MIAMI (CBSMiami.com) – It seems Luther Campbell has gone from being as nasty as he wants to be to being as fickle as he wants to be.
One day after he was scheduled to endorse Carlos Gimenez in the race for Dade County mayor, Campbell endorsed Julio Robaina. But even that endorsement came with its own issues as Campbell arrived 90 minutes late for the 12:30 p.m. press conference.
After waiting an hour for Campbell to show up, Robaina took to the podium and announced Campbell's endorsement anyway. At the same time, annoyed members of Robaina's staff handed out a signed statement from Campbell pledging his support to Robaina.
"Today we announce that Mr. Luther Campbell has endorsed our campaign," Robaina said.
The spectacle of a candidate announcing a profile endorsement with the person making the endorsement being present is one of the more bizarre scenes Miami politics has seen in years.
Asked if he was slighted by Campbell's absence, Robaina said: "This does not disrespect me in any way shape or form. This is part of the campaign."
When the press conference ended, Robaina left the podium and got into his SUV and drove off. But as soon as he pulled away, Campbell arrived – 90 minutes late – prompting Robaina to race back as news crews set up again for the press conference redux.
"I like to make people sweat," Campbell said, when asked why he was so late.
But CBS4's Jim DeFede, who was at the press conference, reported that in fact Campbell privately told him he was driving around the neighborhood, seeking advice from various people about who to endorse. Those conversations included phone calls to both Robaina and Gimenez.
Earlier that morning, Campbell called CBS4's Jim DeFede and told him he was still "on the fence" about who to support.
"Let me tell you something, it's been really, really tight," Campbell said at the press conference. "Both guys are good guys."
Campbell finished fourth in last months primary election, with eleven percent of the vote. Whether Campbell's endorsement will sway any of the 20,000 people who voted for him to support Robaina remains to be seen.
Gimenez issued a statement saying he was disappointed in Campbell's change of heart.
"Mr. Campbell and I had a frank discussion and agreed we were on the same page as to creating jobs and making community redevelopment agencies accountable to the communities they serve. However, I was not willing to do certain things that Mr.
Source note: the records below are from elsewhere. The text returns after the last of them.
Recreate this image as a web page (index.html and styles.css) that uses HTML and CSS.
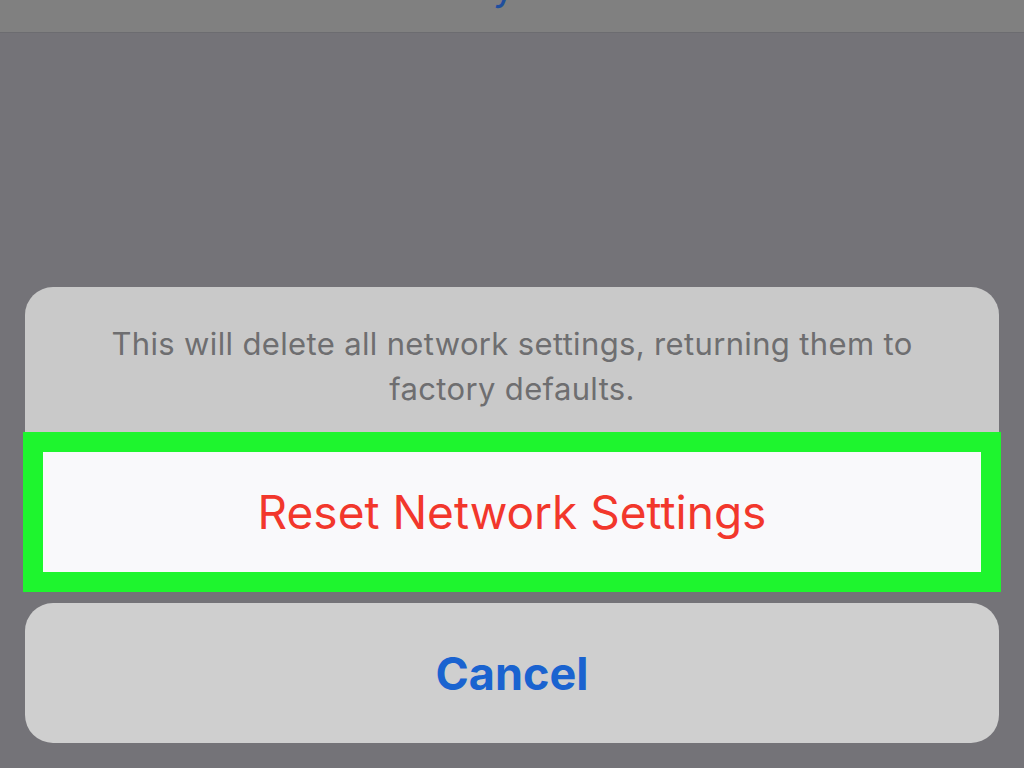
FILE: index.html
```html
<!DOCTYPE html>
<html lang="en">
<head>
<meta charset="utf-8">
<title>Reset Network Settings</title>
<link rel="stylesheet" href="styles.css">
</head>
<body>
<div class="screen">
  <header class="navbar">
    <span class="nav-title">y</span>
  </header>
  <div class="sheet">
    <div class="alert">
      <p class="message">This will delete all network settings, returning them to<br>factory defaults.</p>
      <button class="action destructive">Reset Network Settings</button>
    </div>
    <button class="cancel">Cancel</button>
  </div>
</div>
</body>
</html>
```
FILE: styles.css
```css
html, body {
  margin: 0;
  padding: 0;
}
body {
  width: 1024px;
  height: 768px;
  overflow: hidden;
  background: #747378;
  font-family: Inter, "Noto Sans", sans-serif;
}
.screen {
  display: flex;
  flex-direction: column;
  height: 768px;
}
.navbar {
  height: 32px;
  background: #808080;
  border-bottom: 1px solid #6c6c70;
  display: flex;
  justify-content: center;
  overflow: hidden;
}
.nav-title {
  font-size: 40px;
  line-height: 40px;
  color: #1f4f9e;
  margin-top: -34px;
  margin-left: -16px;
}
.sheet {
  display: flex;
  flex-direction: column;
  padding: 254px 25px 0 25px;
}
.alert {
  background: #c9c9c9;
  border-radius: 28px;
  display: flex;
  flex-direction: column;
}
.message {
  margin: 0;
  height: 145px;
  box-sizing: border-box;
  padding-top: 34px;
  text-align: center;
  font-size: 31px;
  line-height: 45px;
  color: #6e6e70;
  letter-spacing: 0.35px;
}
.action {
  margin: 0 -2px;
  height: 160px;
  border: 20px solid #1ef52e;
  background: #f9f9fb;
  font-family: inherit;
  font-size: 46px;
  color: #f2372c;
  padding: 0;
  cursor: pointer;
}
.cancel {
  margin-top: 11px;
  height: 140px;
  border: none;
  border-radius: 28px;
  background: #cfcfcf;
  font-family: inherit;
  font-size: 45px;
  font-weight: 700;
  color: #1a63d0;
  padding: 0;
  cursor: pointer;
}
```
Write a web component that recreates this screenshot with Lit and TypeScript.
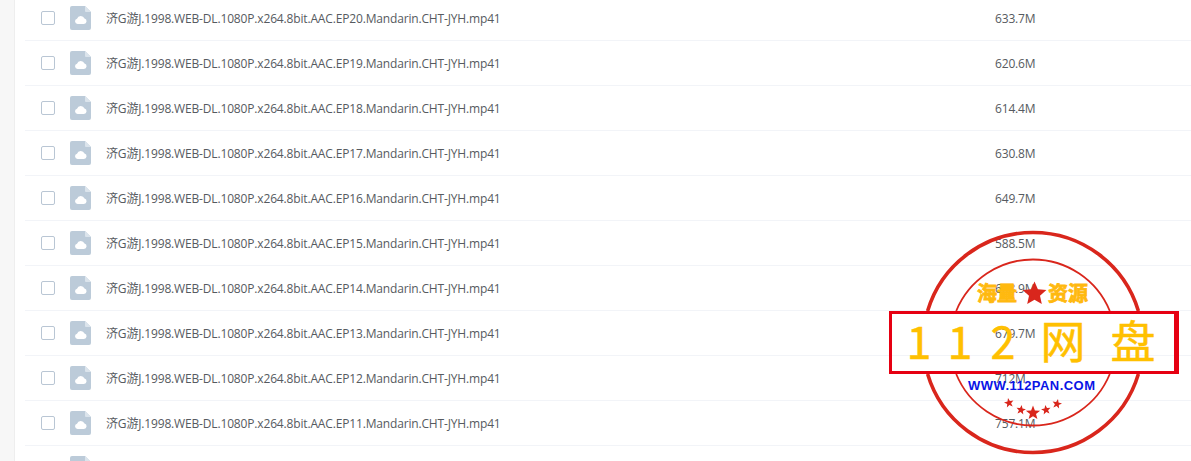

Campbell was asking.
"As I have stated before, I will not compromise my principles in order to win an election. It is clear that my opponent – who has demonstrated he will say and do anything to become Mayor of Miami-Dade County – made Mr. Campbell an offer he couldn't refuse."
A spokesman for Gimenez would not say what "things" Campbell requested. He did say that Campbell did not ask for money.
Campbell's endorsement seems odd given some of Campbell's past statement about Robaina. In a candidate forum last month, Campbell accused Robaina of trying to sabotage the black community by paying other black candidates to get in the race.
"He can buy off everybody up here but me," Campbell said at the forum sponsored by the NAACP.
When asked how he could support Robaina after accusing him of undermining the black community, the microphone on the podium picked up Robaina feeding Campbell an answer
"Things happen in campaigns," Robaina whispered to Campbell.
It was a theme Campbell promptly repeated.
"Well the thing is that's the campaign," Campbell said. "In the campaign there is going to be some things said."